How can this be? (Many will ask) After all, everyone "knows" that 1911 extractors lose tension and have to be...fiddled with...in order to return to proper function.
The answer is very simple.
Those extractors don't lose tension from repeatedly springing open. With the proper degree of deflection, they actually deflect...spring open...very little. I like to see about .010 inch, but they'll function just fine with less. They don't need to move laterally very far to maintain tension on the case as long as the case rim diameter is within spec. At this point, note that the rims on some foreign ammunition are too small...notably the Russian variety.
They lose tension from impact and over springing and that happens when the round gets ahead of the slide and the claw is forced over the rim...which usually happens once per magazine...on the last round, but if the magazine spring is weak enough, it can happen on the last two.

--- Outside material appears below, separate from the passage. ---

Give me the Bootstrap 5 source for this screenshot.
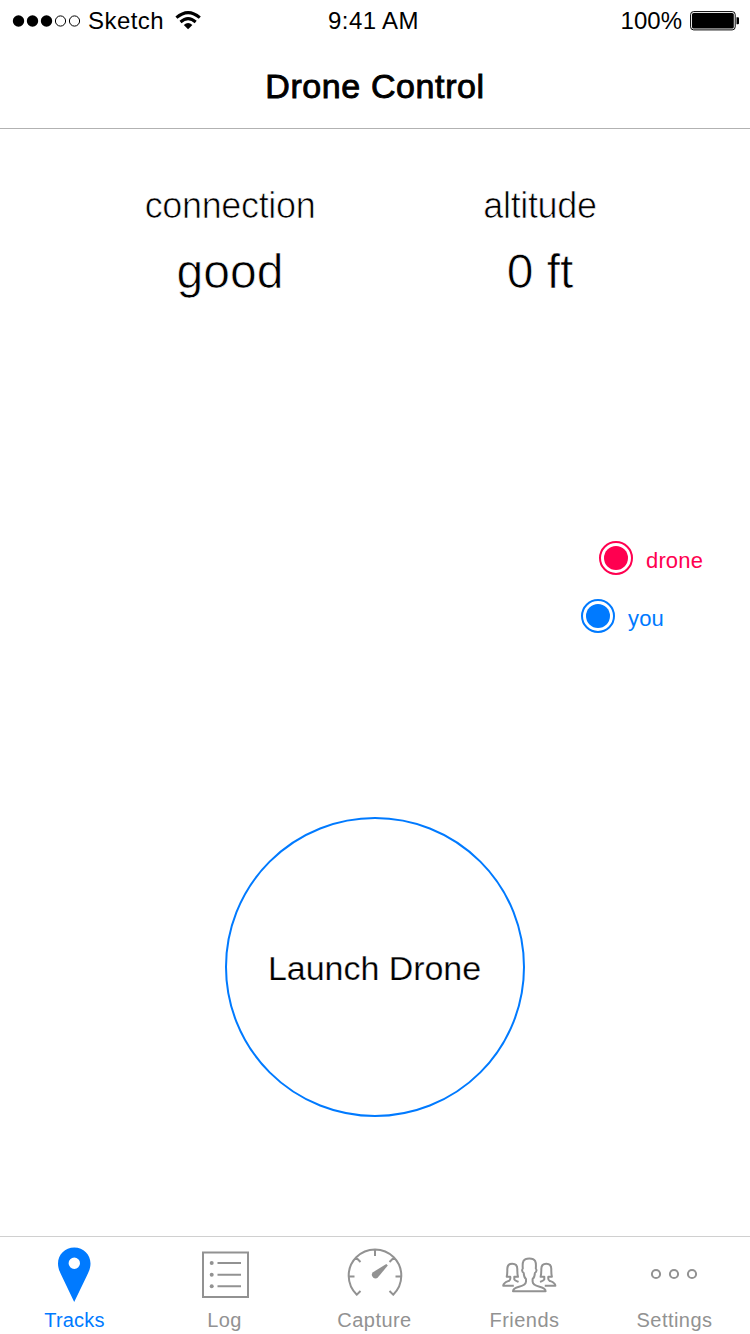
<!DOCTYPE html>
<html lang="en">
<head>
<meta charset="utf-8">
<meta name="viewport" content="width=device-width, initial-scale=1">
<title>Drone Control</title>
<link href="https://cdn.jsdelivr.net/npm/bootstrap@5.3.0/dist/css/bootstrap.min.css" rel="stylesheet">
<style>
  :root { --ios-blue: #007aff; --ios-pink: #ff0050; --ios-gray: #929292; }
  body { font-family: "Liberation Sans", Arial, sans-serif; color: #000; background: #fff; }
  svg { display: block; flex: none; overflow: visible; }
  .screen { width: 750px; height: 1334px; overflow: hidden; }
  .status-bar { height: 41px; font-size: 24px; line-height: 41px; padding: 0 11px 0 12px; }
  .status-bar > div { flex: 1 1 0; }
  .carrier { letter-spacing: .45px; margin: 0 11px 0 7px; }
  .clock { letter-spacing: .4px; padding-right: 4px; }
  .title-bar { height: 88px; border-bottom: 1px solid #b2b2b2; padding-top: 3px; }
  .title-bar h1 { font-size: 34px; line-height: 40px; font-weight: 400; letter-spacing: .6px; -webkit-text-stroke: .9px #000; }
  .readouts { padding: 50px 55px 0 75px; }
  .readout { width: 310px; white-space: nowrap; -webkit-text-stroke: .7px #fff; }
  .readout-label { font-size: 36px; line-height: 54px; letter-spacing: -.35px; }
  .readout-value { font-size: 48px; line-height: 78px; }
  .legend { height: 116px; margin-top: 218px; }
  .legend-item { height: 58px; font-size: 22px; line-height: 24px; gap: 12px; letter-spacing: .15px; }
  .legend-item span { padding-top: 5px; }
  .launch { width: 300px; height: 300px; margin-top: 172px; border: 2px solid var(--ios-blue); font-size: 34px; line-height: 40px; background: none; color: #000; padding: 1px 1px 0 0; letter-spacing: -.05px; white-space: nowrap; -webkit-text-stroke: .25px #fff; }
  .tabs { height: 98px; border-top: 1px solid #d0d0d0; }
  .tab { color: var(--ios-gray); font-size: 20px; line-height: 24px; letter-spacing: .45px; text-decoration: none; }
  .tab svg { height: 70px; margin-top: 1px; }
  .tab span { padding-right: 1px; }
  .tab.current { color: var(--ios-blue); letter-spacing: .2px; }
</style>
</head>
<body>
<div class="screen d-flex flex-column">
  <div class="status-bar d-flex align-items-center">
    <div class="d-flex align-items-center">
      <svg width="69" height="14" viewBox="0 0 69 14"><g fill="#000"><circle cx="6.500" cy="7" r="5.700"/><circle cx="20.500" cy="7" r="5.700"/><circle cx="34.500" cy="7" r="5.700"/></g><g fill="none" stroke="#000"><circle cx="48.500" cy="7" r="5.100"/><circle cx="62.500" cy="7" r="5.100"/></g></svg>
      <span class="carrier">Sketch</span>
      <svg width="27" height="19" viewBox="0 0 27 19"><g fill="none" stroke="#000" stroke-width="3"><path d="M1.400 6.700Q13.100-3.500 24.800 6.700"/><path d="M5.500 11Q13.100 4.300 20.700 11"/></g><path d="M8.800 14Q13.100 10.200 17.400 14L13.100 18.200Z"/></svg>
    </div>
    <div class="clock text-center">9:41 AM</div>
    <div class="d-flex align-items-center justify-content-end">
      <span>100%</span>
      <svg width="49" height="20" viewBox="0 0 49 20" style="margin-left:8px"><rect x=".6" y=".6" width="44.600" height="18.300" rx="3" fill="none" stroke="#000"/><rect x="2" y="2" width="41.800" height="15.500" rx="1.600"/><path d="M46.500 6.300H48Q49 6.300 49 7.300V12.300Q49 13.300 48 13.300H46.500Z"/></svg>
    </div>
  </div>
  <header class="title-bar d-flex align-items-center justify-content-center"><h1 class="m-0">Drone Control</h1></header>
  <section class="readouts d-flex justify-content-between">
    <div class="readout text-center"><div class="readout-label">connection</div><div class="readout-value">good</div></div>
    <div class="readout text-center"><div class="readout-label">altitude</div><div class="readout-value">0 ft</div></div>
  </section>
  <section class="legend">
    <div class="legend-item d-flex align-items-center" style="margin-left:599px;color:var(--ios-pink)">
      <svg width="35" height="34" viewBox="0 0 35 34"><circle cx="17" cy="17" r="16" fill="none" stroke="currentColor" stroke-width="2"/><circle cx="17" cy="17" r="12" fill="currentColor"/></svg><span>drone</span>
    </div>
    <div class="legend-item d-flex align-items-center" style="margin-left:581px;color:var(--ios-blue)">
      <svg width="35" height="34" viewBox="0 0 35 34"><circle cx="17" cy="17" r="16" fill="none" stroke="currentColor" stroke-width="2"/><circle cx="17" cy="17" r="12" fill="currentColor"/></svg><span>you</span>
    </div>
  </section>
  <button class="launch rounded-circle align-self-center" type="button">Launch Drone</button>
  <nav class="tabs d-flex mt-auto">
    <a class="tab current d-flex flex-column align-items-center flex-fill" style="width:20%"><svg width="60" viewBox="0 0 60 70"><path fill="currentColor" fill-rule="evenodd" d="M29.300 9.500C20 9.500 13 16.700 13 25.500C13 30 14.500 33.500 17 38.500L29.200 64L41.500 38.500C44 33.500 45.500 30 45.500 25.500C45.500 16.700 38.500 9.500 29.300 9.500ZM29.300 19.500A5.700 5.700 0 1 0 29.300 30.900A5.700 5.700 0 1 0 29.300 19.500Z"/></svg><span>Tracks</span></a>
    <a class="tab d-flex flex-column align-items-center flex-fill" style="width:20%"><svg width="60" viewBox="0 0 60 70"><g fill="none" stroke="currentColor" stroke-width="2"><path d="M8 14.500H53V59H8ZM22.500 25H46M22.500 36.700H46M22.500 48.300H46"/></g><g fill="currentColor"><circle cx="16.700" cy="25" r="2"/><circle cx="16.700" cy="36.700" r="2"/><circle cx="16.700" cy="48.300" r="2"/></g></svg><span>Log</span></a>
    <a class="tab d-flex flex-column align-items-center flex-fill" style="width:20%"><svg width="60" viewBox="0 0 60 70"><path fill="none" stroke="currentColor" stroke-width="2" d="M15.500 53L11.800 56.700A26.300 26.300 0 1 1 48.200 56.700L44.500 53M30 12V18M3.700 38.500H9.500M50.500 38.500H56.300M11.500 20L15.500 24M48.500 20L44.500 24"/><path fill="currentColor" d="M42.800 27.600L41.300 26L28 34.200A3.500 3.500 0 1 0 33 39.200Z"/></svg><span>Capture</span></a>
    <a class="tab d-flex flex-column align-items-center flex-fill" style="width:20%">
      <svg width="60" viewBox="0 0 60 70"><g fill="none" stroke="currentColor" stroke-width="2" stroke-linejoin="round">
        <path d="M18 53.300C18 50.500 20.500 49.600 24 48.700C28 47.700 31 46.500 31 43.500V41C29 39.500 28.800 37 28.700 35C26.500 33.500 27 31.500 27.800 30.500C27.200 24 28 20.500 34.300 20.500C40.600 20.500 41.400 24 40.800 30.500C41.600 31.500 42.100 33.500 39.900 35C39.800 37 39.600 39.500 37.600 41V43.500C37.600 46.500 40.600 47.700 44.600 48.700C48.100 49.600 50.600 50.500 50.600 53.300Z"/>
        <path id="side-friend" d="M18.800 47.700H8.200C8.400 44.500 11.500 43.800 14.200 42.700C15.500 42 15.500 40.500 15.300 38.800H11.700C12.500 36 12.300 33 12.300 31C12.300 27.500 14 25.700 17.300 25.700C20.600 25.700 22.300 27.500 22.300 31C22.300 33 22.200 36 23 38.800H19.300V41.300C19.800 42.500 21.500 43 23.500 44"/>
        <use href="#side-friend" transform="matrix(-1 0 0 1 68.600 0)"/>
      </g></svg><span>Friends</span></a>
    <a class="tab d-flex flex-column align-items-center flex-fill" style="width:20%"><svg width="60" viewBox="0 0 60 70"><g fill="none" stroke="currentColor" stroke-width="2"><circle cx="11" cy="36" r="4.100"/><circle cx="29" cy="36" r="4.100"/><circle cx="47" cy="36" r="4.100"/></g></svg><span>Settings</span></a>
  </nav>
</div>
<script src="https://cdn.jsdelivr.net/npm/bootstrap@5.3.0/dist/js/bootstrap.bundle.min.js"></script>
</body>
</html>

So, the answer is that I use magazines...exclusively...that don't allow the last round to "jump the follower" or sometimes described as "jumping the lips" under recoil, and I use good springs. That means 7 round magazines with the bump on top of the followers to keep that last round in the magazine until the slide makes contact. Too many modern fancy magazine designers and suppliers have either lost sight of the fact that a genius designed that magazine the way he did for some very good reasons, or they didn't understand it to begin with. As I've said so often...so many people have been trying for so long to prove that they're smarter than Mose, they really think they have.
So, there you have it. The definitive answer to which is superior.